Podría elaborarse todo un catálogo de palabras usuales en uso y en abuso en el vocabulario habitual y de frases hechas, que están de moda y que, por eso, pueden dar a quien las emplea y a quien las oye la lisonjera impresión de ‘estar al día’, ahorrándoles, al mismo tiempo, todo esfuerzo intelectual.

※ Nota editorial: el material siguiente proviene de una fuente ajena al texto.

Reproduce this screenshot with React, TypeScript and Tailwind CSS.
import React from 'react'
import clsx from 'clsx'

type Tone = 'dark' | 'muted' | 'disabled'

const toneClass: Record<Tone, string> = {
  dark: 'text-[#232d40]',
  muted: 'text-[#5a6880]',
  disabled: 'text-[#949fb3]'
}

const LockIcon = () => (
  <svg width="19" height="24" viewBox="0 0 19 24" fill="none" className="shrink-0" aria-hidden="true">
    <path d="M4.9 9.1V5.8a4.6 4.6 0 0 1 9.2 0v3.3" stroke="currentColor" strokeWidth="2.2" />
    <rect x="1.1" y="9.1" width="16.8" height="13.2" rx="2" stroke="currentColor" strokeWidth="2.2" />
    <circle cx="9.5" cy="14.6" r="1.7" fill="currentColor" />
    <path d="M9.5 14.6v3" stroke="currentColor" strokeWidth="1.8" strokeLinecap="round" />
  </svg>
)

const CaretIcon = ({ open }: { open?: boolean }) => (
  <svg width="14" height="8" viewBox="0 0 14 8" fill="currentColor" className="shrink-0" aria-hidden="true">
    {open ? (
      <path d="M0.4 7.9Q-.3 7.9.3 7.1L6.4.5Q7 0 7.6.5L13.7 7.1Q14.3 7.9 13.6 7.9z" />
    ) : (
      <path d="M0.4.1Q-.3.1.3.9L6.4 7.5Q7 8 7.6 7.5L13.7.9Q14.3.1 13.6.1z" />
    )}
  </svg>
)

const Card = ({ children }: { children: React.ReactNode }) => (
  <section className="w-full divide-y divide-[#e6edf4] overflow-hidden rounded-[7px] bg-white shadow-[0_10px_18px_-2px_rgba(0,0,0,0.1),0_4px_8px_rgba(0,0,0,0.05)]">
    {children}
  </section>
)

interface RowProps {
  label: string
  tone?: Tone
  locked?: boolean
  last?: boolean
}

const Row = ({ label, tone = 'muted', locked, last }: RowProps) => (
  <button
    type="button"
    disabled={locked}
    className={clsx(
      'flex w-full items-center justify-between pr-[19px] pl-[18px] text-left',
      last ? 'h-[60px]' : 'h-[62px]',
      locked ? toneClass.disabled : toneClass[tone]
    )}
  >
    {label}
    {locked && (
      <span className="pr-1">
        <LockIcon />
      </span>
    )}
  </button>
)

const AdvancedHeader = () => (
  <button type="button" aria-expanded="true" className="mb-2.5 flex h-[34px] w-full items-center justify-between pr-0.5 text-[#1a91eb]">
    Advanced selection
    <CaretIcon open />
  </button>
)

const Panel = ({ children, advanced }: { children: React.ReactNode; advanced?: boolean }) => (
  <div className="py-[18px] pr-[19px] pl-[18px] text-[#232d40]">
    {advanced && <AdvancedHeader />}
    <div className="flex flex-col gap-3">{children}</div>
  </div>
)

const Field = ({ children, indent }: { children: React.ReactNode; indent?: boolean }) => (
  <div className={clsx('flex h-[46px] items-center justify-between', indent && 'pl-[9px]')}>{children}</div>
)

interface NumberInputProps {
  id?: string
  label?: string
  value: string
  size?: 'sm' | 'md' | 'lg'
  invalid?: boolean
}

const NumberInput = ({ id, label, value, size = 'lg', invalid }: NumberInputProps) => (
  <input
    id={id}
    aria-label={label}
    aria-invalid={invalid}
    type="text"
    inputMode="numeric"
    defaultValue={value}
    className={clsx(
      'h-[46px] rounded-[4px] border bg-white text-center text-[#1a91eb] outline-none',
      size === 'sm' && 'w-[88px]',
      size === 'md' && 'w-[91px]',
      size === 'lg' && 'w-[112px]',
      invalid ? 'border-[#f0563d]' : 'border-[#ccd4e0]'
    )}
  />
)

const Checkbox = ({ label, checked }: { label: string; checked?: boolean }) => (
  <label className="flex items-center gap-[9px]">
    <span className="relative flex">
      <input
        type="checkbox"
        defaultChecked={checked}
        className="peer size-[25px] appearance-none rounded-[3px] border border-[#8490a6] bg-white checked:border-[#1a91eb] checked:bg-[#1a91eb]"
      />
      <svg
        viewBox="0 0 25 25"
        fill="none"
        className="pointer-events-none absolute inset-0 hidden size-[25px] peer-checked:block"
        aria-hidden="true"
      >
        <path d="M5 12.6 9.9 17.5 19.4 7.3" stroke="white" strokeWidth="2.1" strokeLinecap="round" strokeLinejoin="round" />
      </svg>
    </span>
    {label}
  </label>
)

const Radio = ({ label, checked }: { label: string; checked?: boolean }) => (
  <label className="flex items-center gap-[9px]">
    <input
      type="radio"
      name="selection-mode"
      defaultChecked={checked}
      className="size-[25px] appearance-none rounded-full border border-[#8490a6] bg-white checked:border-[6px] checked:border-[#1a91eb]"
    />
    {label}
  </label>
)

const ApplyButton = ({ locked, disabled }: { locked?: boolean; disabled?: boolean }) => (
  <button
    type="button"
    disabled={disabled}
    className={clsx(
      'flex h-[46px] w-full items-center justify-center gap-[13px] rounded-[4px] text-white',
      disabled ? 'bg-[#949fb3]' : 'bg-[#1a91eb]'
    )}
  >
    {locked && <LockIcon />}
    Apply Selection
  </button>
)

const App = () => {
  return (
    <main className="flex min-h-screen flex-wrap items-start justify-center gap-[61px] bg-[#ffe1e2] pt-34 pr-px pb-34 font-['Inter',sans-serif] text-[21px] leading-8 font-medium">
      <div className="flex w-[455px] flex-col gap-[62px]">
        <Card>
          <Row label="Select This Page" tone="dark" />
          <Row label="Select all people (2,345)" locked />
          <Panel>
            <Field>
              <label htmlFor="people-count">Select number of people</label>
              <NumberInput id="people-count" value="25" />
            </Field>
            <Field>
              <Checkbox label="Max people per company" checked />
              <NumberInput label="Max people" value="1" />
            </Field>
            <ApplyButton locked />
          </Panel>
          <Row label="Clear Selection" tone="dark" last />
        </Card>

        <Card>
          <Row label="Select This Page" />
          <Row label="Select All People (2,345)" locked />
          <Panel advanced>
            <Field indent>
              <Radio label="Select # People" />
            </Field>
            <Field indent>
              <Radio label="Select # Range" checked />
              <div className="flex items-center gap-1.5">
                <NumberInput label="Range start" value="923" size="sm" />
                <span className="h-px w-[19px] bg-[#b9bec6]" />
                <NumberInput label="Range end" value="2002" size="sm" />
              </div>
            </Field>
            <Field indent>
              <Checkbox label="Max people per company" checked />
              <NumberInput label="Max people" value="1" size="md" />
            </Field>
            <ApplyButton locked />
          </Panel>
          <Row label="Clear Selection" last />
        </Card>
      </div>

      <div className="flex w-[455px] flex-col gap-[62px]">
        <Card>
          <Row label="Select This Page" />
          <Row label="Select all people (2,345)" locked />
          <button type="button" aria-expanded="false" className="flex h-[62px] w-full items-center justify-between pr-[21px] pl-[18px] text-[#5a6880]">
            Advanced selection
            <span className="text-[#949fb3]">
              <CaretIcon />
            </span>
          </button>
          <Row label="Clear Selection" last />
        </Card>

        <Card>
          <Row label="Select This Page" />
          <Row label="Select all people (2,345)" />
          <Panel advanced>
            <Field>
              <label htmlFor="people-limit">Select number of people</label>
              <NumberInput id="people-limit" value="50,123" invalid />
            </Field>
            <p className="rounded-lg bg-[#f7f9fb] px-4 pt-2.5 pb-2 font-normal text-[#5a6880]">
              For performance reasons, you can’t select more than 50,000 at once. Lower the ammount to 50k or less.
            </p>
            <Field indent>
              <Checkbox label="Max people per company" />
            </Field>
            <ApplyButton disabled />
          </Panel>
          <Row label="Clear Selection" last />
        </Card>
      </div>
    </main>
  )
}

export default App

Pues bien, en virtud, precisamente, del amor de caridad, que es dimensión intrínseca e irrenunciable de todo verdadero carisma, el verdadero ‘carismático’, porque de verdad ama -con amor auténtico, que es siempre lúcido e inteligente- evita siempre las posibles y, por desgracia, frecuentes y lamentables confusiones. Porque sabe distinguir y no confunde nunca, por ejemplo, la paz con la simple tranquilidad; ni el amor, con la condescendencia; ni la justicia, con el orden establecido; ni la fidelidad, con la costumbre; ni la unidad, con la uniformidad; ni la obediencia, con la ciega sumisión; ni la relativa autonomía, con la total independencia; ni la comunión, con la ‘absorción’ o con la dependencia servil; ni la humildad, con el encogimiento; ni la seriedad, con la tristeza; ni la sinceridad, con la espontaneidad; ni la actualidad, con la moda; ni lo nuevo, con lo novedoso; ni la tradición, con las tradiciones; ni los criterios, con las normas; ni la contemplación, con la clausura; ni el estar unidos, con el estar juntos; ni el celo apostólico, con el frenesí de la acción; ni la oración, con los rezos; ni la prudencia, con la cobardía; ni la autoridad, con el autoritarismo o con la permisividad; ni la libertad, con la anarquía o con el libertinaje; ni el espíritu de fe, con el providencialismo barato; ni la Palabra de Dios, con la palabra humana. La lista de lamentables confusiones -que suele ‘desenmascarar’ el verdadero carismático- es ya larga, pero podría alargarse aún más. Porque, desgraciadamente, se confunden todavía, muchas veces: la verdad, con la mera hipótesis; la realidad, con los sueños; la fortaleza, con la agresividad; la esperanza, con la espera; la resignación, con la apatía; la paciencia, con el aguante; la ironía, con la burla o con el sarcasmo; la calma, con la indolencia; el pensamiento, con la opinión o con la ocurrencia; la mansedumbre, con la falta de coraje; el equilibrio, con la indiferencia; la música, con el ruido; lo sencillo, con lo fácil; lo bueno, con lo agradable; etc., etc.
- J. Ortega y Gasset, Ensimismamiento y alteración, en "Obras Completas", Madrid, 1964, t. V, 6ª ed., p. 296.
- Id., ibíd.
- Id., ibíd.
- Citado por A. López Quintás, La manipulación del hombre en la defensa del divorcio, Madrid, 1981, 2ª ed., p. 8.
- Citado por A. López Quintás, ibíd., p. 57.